En effet, outre les considérations personnelles de certains fondateurs désireux de positionner leur société de gestion à l’avant-garde de l’investissement durable et la régulation progressive des marchés mis en place par le Parlement européen, si les fonds se mettent à la recherche de ce profil c’est aussi - et surtout - pour répondre à la demande croissante des investisseurs en matière de durabilité : "Je suis convaincue que les investisseurs sont un vecteur puissant de transformation de nos sociétés et qu’ils peuvent faire partie de la solution plus que du problème.
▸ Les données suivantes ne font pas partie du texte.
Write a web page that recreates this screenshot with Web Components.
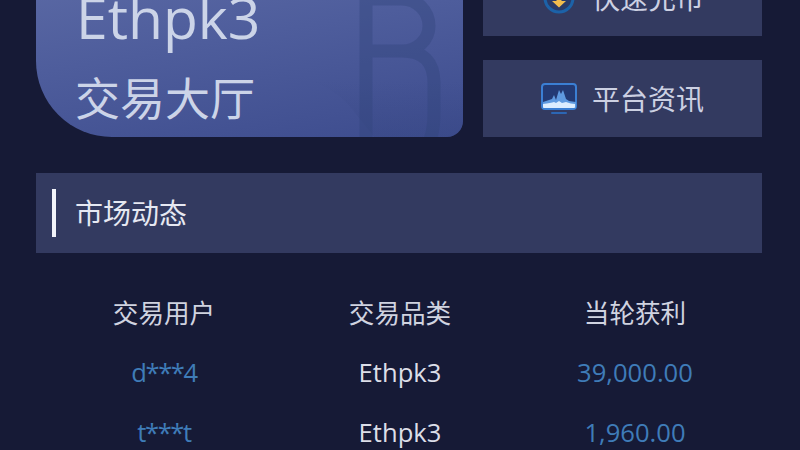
<!DOCTYPE html>
<html lang="zh">
<head>
<meta charset="utf-8">
<title>Ethpk3</title>
<style>
  html, body { margin: 0; height: 100%; background: #161a36; overflow: hidden; }
  body { font-family: "Open Sans", "Noto Sans CJK SC", sans-serif; }
</style>
</head>
<body>
<trade-page>
  <hero-card slot="hero" name="Ethpk3" label="交易大厅"></hero-card>
  <quick-button slot="actions" label="快速充币">
    <svg slot="icon" width="36" height="32" viewBox="0 0 36 32">
      <circle cx="18" cy="16" r="14" fill="#2a3a68" stroke="#1c62a8" stroke-width="3"/>
      <path d="M15.5 12h5v7h4.500l-7 6.500-7-6.500h4.500z" fill="#f2bc4e"/>
    </svg>
  </quick-button>
  <quick-button slot="actions" label="平台资讯">
    <svg slot="icon" width="36" height="32" viewBox="0 0 36 32">
      <rect x="1" y="1" width="34" height="25" rx="3" fill="#233a74" stroke="#3b7fd4" stroke-width="2"/>
      <path d="M2 19l6-2 3-1 2-4 2 5 3-10 2 4 2-4 3 9 3 2 7 1v6H2z" fill="#5f9ae0"/>
      <path d="M2 21q8-1 11-2l2 1 3-2 3 2 4-1q5 2 9 2v3a1 1 0 0 1-1 1H3a1 1 0 0 1-1-1z" fill="#dcedff"/>
      <rect x="10" y="29" width="16" height="2" rx="1" fill="#2c66b4"/>
    </svg>
  </quick-button>
  <section-bar slot="bar" label="市场动态"></section-bar>
  <market-row slot="table" head user="交易用户" item="交易品类" gain="当轮获利"></market-row>
  <market-row slot="table" user="d***4" item="Ethpk3" gain="39,000.00"></market-row>
  <market-row slot="table" user="t***t" item="Ethpk3" gain="1,960.00"></market-row>
</trade-page>

<script>
// page shell: the screenshot is scrolled, so the top row starts above the window
class TradePage extends HTMLElement {
  constructor() {
    super();
    this.attachShadow({ mode: 'open' });
    this.shadowRoot.innerHTML = `
      <style>
        :host { display: block; width: 800px; height: 450px; overflow: hidden; }
        .wrap { margin-top: -41px; padding: 0 38px 0 36px; }
        .top { display: grid; grid-template-columns: 427px 279px; column-gap: 20px; }
        .actions { display: flex; flex-direction: column; gap: 24px; }
        .bar { margin-top: 36px; }
        .table { margin-top: 29px; padding: 0 10px; }
      </style>
      <div class="wrap">
        <div class="top">
          <slot name="hero"></slot>
          <div class="actions"><slot name="actions"></slot></div>
        </div>
        <div class="bar"><slot name="bar"></slot></div>
        <div class="table"><slot name="table"></slot></div>
      </div>
    `;
  }
}

class HeroCard extends HTMLElement {
  constructor() {
    super();
    this.attachShadow({ mode: 'open' });
    this.shadowRoot.innerHTML = `
      <style>
        :host { display: block; position: relative; height: 178px; overflow: hidden;
          border-radius: 0 0 16px 76px;
          background: linear-gradient(170deg, #5d6ba6 0%, #4e5d9c 45%, #3d4c8e 100%); }
        svg { position: absolute; left: 0; top: 0; }
        .txt { position: relative; padding: 22px 0 0 40px; color: #ccd4e8; }
        .name { font-size: 57px; line-height: 72px; }
        .label { font-size: 45px; line-height: 62px; margin-top: 15px; margin-left: -1px; }
      </style>
      <svg width="427" height="178" viewBox="0 0 427 178">
        <defs>
          <linearGradient id="shade" x1="0" y1="0" x2="0" y2="1">
            <stop offset="0" stop-color="#35457f" stop-opacity="0"/>
            <stop offset="1" stop-color="#35457f" stop-opacity=".3"/>
          </linearGradient>
        </defs>
        <path d="M274 122q26 8 42 28t22 28H427V122z" fill="url(#shade)"/>
        <path d="M330 30V200M330 40H366a27 27 0 0 1 27 27a27 25 0 0 1-27 25H330M366 92q32 0 32 32v30q0 46-32 46H330"
          fill="none" stroke="#33447c" stroke-opacity=".42" stroke-width="13"/>
      </svg>
      <div class="txt">
        <div class="name"></div>
        <div class="label"></div>
      </div>
    `;
    this.shadowRoot.querySelector('.name').textContent = this.getAttribute('name');
    this.shadowRoot.querySelector('.label').textContent = this.getAttribute('label');
  }
}

class QuickButton extends HTMLElement {
  constructor() {
    super();
    this.attachShadow({ mode: 'open' });
    this.shadowRoot.innerHTML = `
      <style>
        :host { display: flex; height: 77px; align-items: center; justify-content: center; gap: 15px;
          background: #333a60; color: #ccd0e2; font-size: 28px; }
        .label { line-height: 40px; }
        ::slotted(svg) { display: block; }
      </style>
      <slot name="icon"></slot>
      <span class="label"></span>
    `;
    this.shadowRoot.querySelector('.label').textContent = this.getAttribute('label');
  }
}

class SectionBar extends HTMLElement {
  constructor() {
    super();
    this.attachShadow({ mode: 'open' });
    this.shadowRoot.innerHTML = `
      <style>
        :host { display: flex; align-items: center; height: 80px; padding-left: 16px;
          background: #333a60; color: #e6e8f2; font-size: 28px; }
        i { display: block; width: 4px; height: 48px; background: #f2f3f9; margin-right: 20px; }
        span { margin: -2px 0 0 -1px; }
      </style>
      <i></i><span class="label"></span>
    `;
    this.shadowRoot.querySelector('.label').textContent = this.getAttribute('label');
  }
}

class MarketRow extends HTMLElement {
  constructor() {
    super();
    this.attachShadow({ mode: 'open' });
    this.shadowRoot.innerHTML = `
      <style>
        :host { display: grid; grid-template-columns: 236px 236px 234px; height: 60px;
          align-items: center; text-align: center; font-size: 25.6px; color: #dcdee8; }
        :host([head]) { color: #d0d3e0; }
        .blue { color: #3f7cb8; }
        .user.blue { letter-spacing: -1.4px; }
      </style>
      <span class="user"></span><span class="item"></span><span class="gain"></span>
    `;
    const head = this.hasAttribute('head');
    for (const k of ['user', 'item', 'gain']) {
      const el = this.shadowRoot.querySelector('.' + k);
      el.textContent = this.getAttribute(k);
      if (!head && k !== 'item') el.classList.add('blue');
    }
  }
}

customElements.define('trade-page', TradePage);
customElements.define('hero-card', HeroCard);
customElements.define('quick-button', QuickButton);
customElements.define('section-bar', SectionBar);
customElements.define('market-row', MarketRow);
</script>
</body>
</html>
Ils ont cette capacité à rendre les sujets sociaux et environnementaux de l’entreprise très importants tant sur les aspects ESG - en questionnant la manière dont l’entreprise fait ce qu’elle fait -, que sur l’impact en interrogeant la raison pour laquelle l’entreprise fait ce qu’elle fait, son cœur de métier -. Les demandes de reporting de données et KPI ESG sont de plus en plus régulières.", constate Clara Deniau, responsable Impact et ESG récemment recrutée au sein des équipes de Citizen Capital.
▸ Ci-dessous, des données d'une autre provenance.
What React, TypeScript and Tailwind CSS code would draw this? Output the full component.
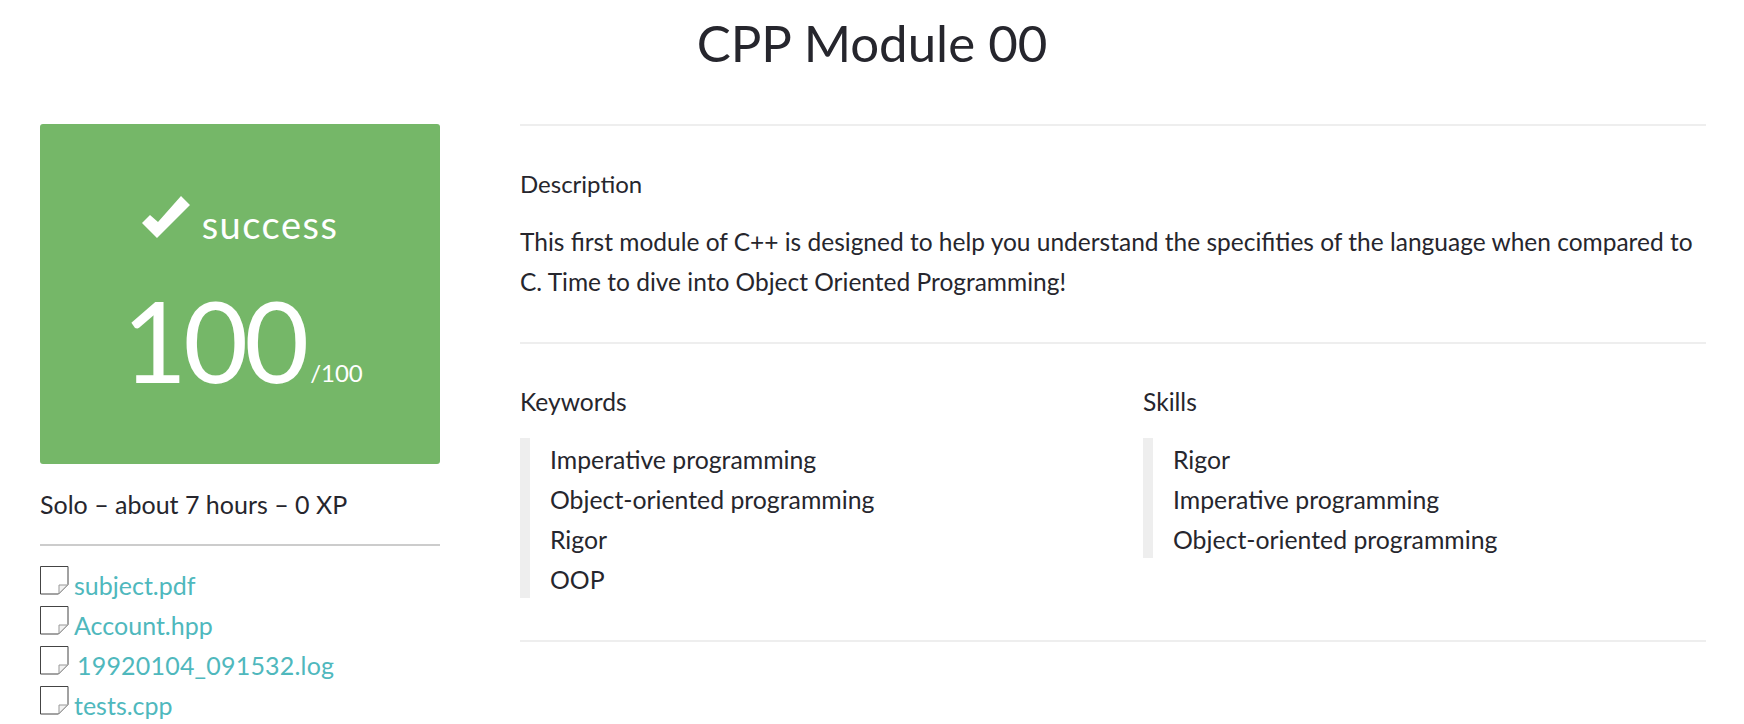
import React from 'react';

const keywords = ['Imperative programming', 'Object-oriented programming', 'Rigor', 'OOP'];
const skills = ['Rigor', 'Imperative programming', 'Object-oriented programming'];
const files = [
  { name: 'subject.pdf', className: '' },
  { name: 'Account.hpp', className: '' },
  { name: '19920104_091532.log', className: 'ml-[3px] tracking-[0.2px]' },
  { name: 'tests.cpp', className: '' },
];

function FileIcon() {
  return (
    <svg width="29" height="29" viewBox="0 0 29 29" className="shrink-0">
      <path d="M0.5 0.5H28V18.5L18.5 28H0.5Z" fill="#fff" stroke="#444" strokeWidth="1" />
      <path d="M19 27.5V19H27.5Z" fill="#f2f2f2" stroke="#999" strokeWidth="1" />
    </svg>
  );
}

function TagList({ title, items }: { title: string; items: string[] }) {
  return (
    <div>
      <h4 className="text-[24.6px] leading-[40px] font-normal">{title}</h4>
      <ul className="mt-[16px] border-l-[10px] border-[#eeeeee] pl-[20px] text-[24.8px]">
        {items.map((item) => (
          <li key={item} className="leading-[40px] pt-[2px] h-[40px]">{item}</li>
        ))}
      </ul>
    </div>
  );
}

export default function App() {
  return (
    <div className="w-[1744px] h-[724px] overflow-hidden bg-white text-[#26262d] text-[24px] font-['Lato',sans-serif]">
      <h1 className="h-[124px] pt-[11px] text-center text-[51px] leading-[64px] font-normal">CPP Module 00</h1>
      <div className="flex pl-[40px] pr-[38px] gap-[80px]">
        <aside className="w-[400px] shrink-0">
          <div className="h-[340px] rounded-[3px] bg-[#75b768] text-white flex flex-col items-center pt-[72px]">
            <div className="flex items-end gap-[12px] h-[50px]">
              <svg width="48" height="42" viewBox="0 0 48 42" className="mb-[8px]">
                <path d="M0 27L8 19L16 26L39 0L48 9L15 42Z" fill="#fff" />
              </svg>
              <span className="text-[38px] leading-[44px] tracking-[1.5px]">success</span>
            </div>
            <div className="flex items-end mt-[39px] pl-[5px]">
              <span className="text-[112px] leading-[110px] font-normal tracking-[-4px]">100</span>
              <span className="text-[24px] leading-[30px] mb-[7px] ml-[5px]">/100</span>
            </div>
          </div>
          <p className="mt-[20px] leading-[40px] text-[25px]">Solo – about 7 hours – 0 XP</p>
          <div className="mt-[20px] border-t-2 border-[#cccccc]" />
          <ul className="mt-[20px]">
            {files.map((f) => (
              <li key={f.name} className="flex h-[40px] items-start gap-[5px]">
                <FileIcon />
                <span className={`text-[#4fb8bd] text-[25px] leading-[40px] mt-[-1px] ${f.className}`}>{f.name}</span>
              </li>
            ))}
          </ul>
        </aside>
        <main className="flex-1">
          <section className="border-t-2 border-[#eeeeee] pt-[38px] pb-[40px]">
            <h4 className="leading-[40px] font-normal">Description</h4>
            <p className="mt-[18px] leading-[40px] text-[24.5px]">
              This first module of C++ is designed to help you understand the specifities of the language when compared to C. Time to dive into Object Oriented Programming!
            </p>
          </section>
          <section className="border-t-2 border-[#eeeeee] grid grid-cols-[623px_1fr] pt-[38px] pb-[42px]">
            <TagList title="Keywords" items={keywords} />
            <TagList title="Skills" items={skills} />
          </section>
          <div className="border-t-2 border-[#eeeeee]" />
        </main>
      </div>
    </div>
  );
}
Pour cette spécialiste, qui a dans un premier temps fait ses classes chez Better Way, ces données doivent avant tout être un outil de pilotage du changement. Pour ce faire et, finalement, pour orienter les capitaux vers des entreprises qui revendiquent ou se dirigent vers une plus grande éthique, les responsables ESG comme Clara doivent être garants des bonnes pratiques en aidant, par exemple, les entrepreneurs à faire et à comprendre leur bilan carbone - un critère de plus en plus important dans les investissements -. "Les entreprises ont souvent à coeur de faire des choses, mais elles ignorent comment", soutient Clara Deniau.

Alors, dans un souci d’accompagnement, les ESG managers mettent également en place des méthodologies réplicables, un cadre, des outils, un réseau, destinés aux entrepreneurs, qui ont leurs fonds comme investisseurs.

Des chefs d’orchestres qui veillent au grain

Si le responsable ESG a pour mission de construire et peaufiner la politique ESG avec les associés ou fondateurs de la société de gestion et d’évaluer la performance ESG des investissements avec les comités, il intègre également ces critères dans les futures décisions d'investissement, en veillant à ce qu’ils n’entrent pas en conflit avec les objectifs financiers.

Pour la responsable Impact et ESG de Citizen Capital les sociétés ou les comités qui s’inscrivent dans cette démarche volontaire et engagée ont besoin d’une personne qui sait occuper une fonction transverse et agir en chef d’orchestre : "L’idée est de veiller à ce que les chargés d’investissements, les entrepreneurs et toutes les parties prenantes aux fonds ne fassent pas l’impasse sur un point ESG important, en oubliant de le mentionner en board ou dans le plan d’action par exemple. Une boite qui fait état d’un super business modèle, mais qui, à côté de ça, ne sait pas fidéliser ses collaborateurs ou mettre en place les bonnes pratiques sociales dans son processus de recrutement, a de fortes chances de rencontrer des difficultés un jour ou l’autre", explique Clara Deniau, avant de poursuivre : "Avoir une personne qui adresse ces sujets là, c’est important pour la réussite de boîtes. Les due diligences ESG sont de plus en plus souvent intégrées au due dill global, étape durant laquelle la boîte est déterminée à s’engager dans pleins de domaines. L’ESG manager doit, et ce tout au long de la vie de l’investissement, avoir un certain nombre de réflexes tant sur les questions transformantes à se poser, que sur les solutions et les prestataires à mettre en place pour accompagner au mieux les engagements des entreprises et notamment des startups. L'ESG manager veille, entre autres, à ce que le soufflé ne retombe pas.".